The third categories of challenges are those based on organizational barriers. These include insufficient funds to install, maintain and upgrade technological devices (Moore & Kearsley, 2011). Since the students are scattered across the globe, the institutions find it hard to manage and monitor the periodic progress of their students. Furthermore, there is a great challenge in maintaining learning environment since such learners study either in homes or offices that may not be study-friendly (Gura & Percy 2005).
Despite the numerous challenges, distant learning has in one way or the other remained beneficial to the current generation. It has expanded the scope of learning beyond the physical geographical boundaries of colleges, created opportunity for employees to study without necessarily absconding duties and has also reduced the costs of study that the learners could have incurred especially in travel and accommodation (Gura & Percy, 2005).
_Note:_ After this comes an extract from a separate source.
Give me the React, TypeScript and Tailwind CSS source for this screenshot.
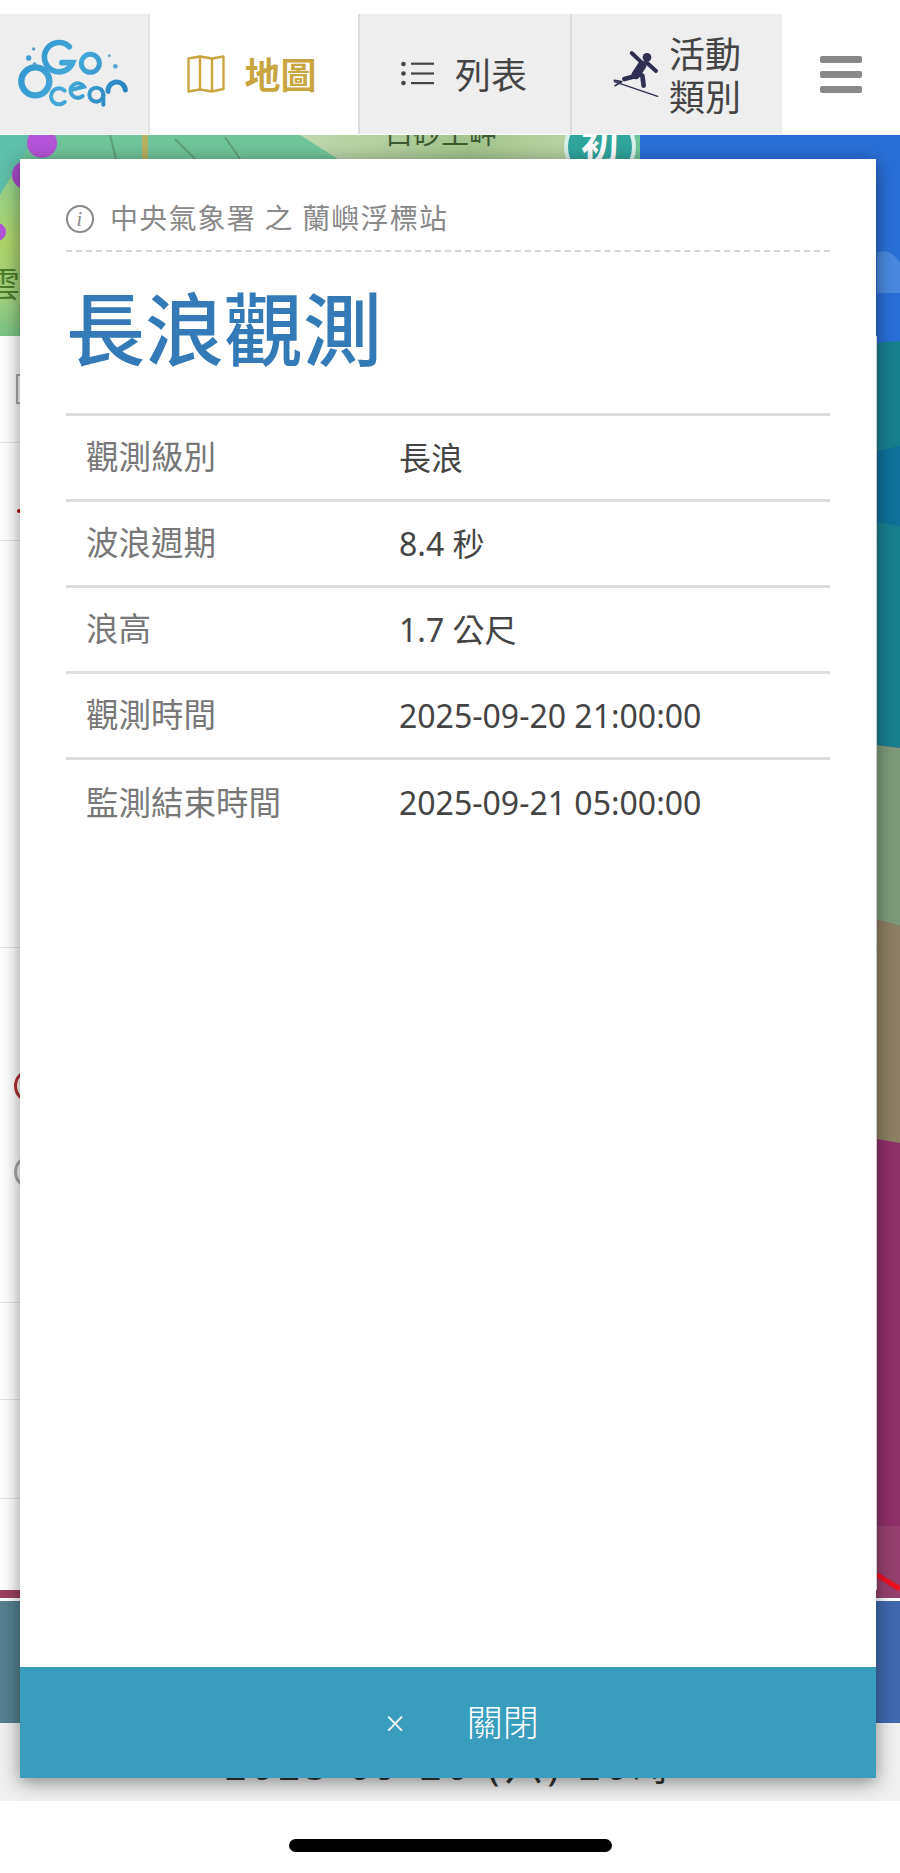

From the above reviewed literature, it is evident that the concept of distant learning has been considered as a relevant area of study in education. The approaches have been ranging from conceptual, historical and technological developments. However, very little has been researched on the sociological challenges of the distant learners. Since previous researches have viewed educational programs from a purely academic perspective, this work considers academic as part of but not the only goal of educational system. The social interaction between the learners and the teachers is, therefore, viewed as an important aspect of learning such that missing it is likely to dilute the learning process. The work, therefore, intends to explore such challenges, thereby recommending ways of managing them, hence, improving the quality of distant learning.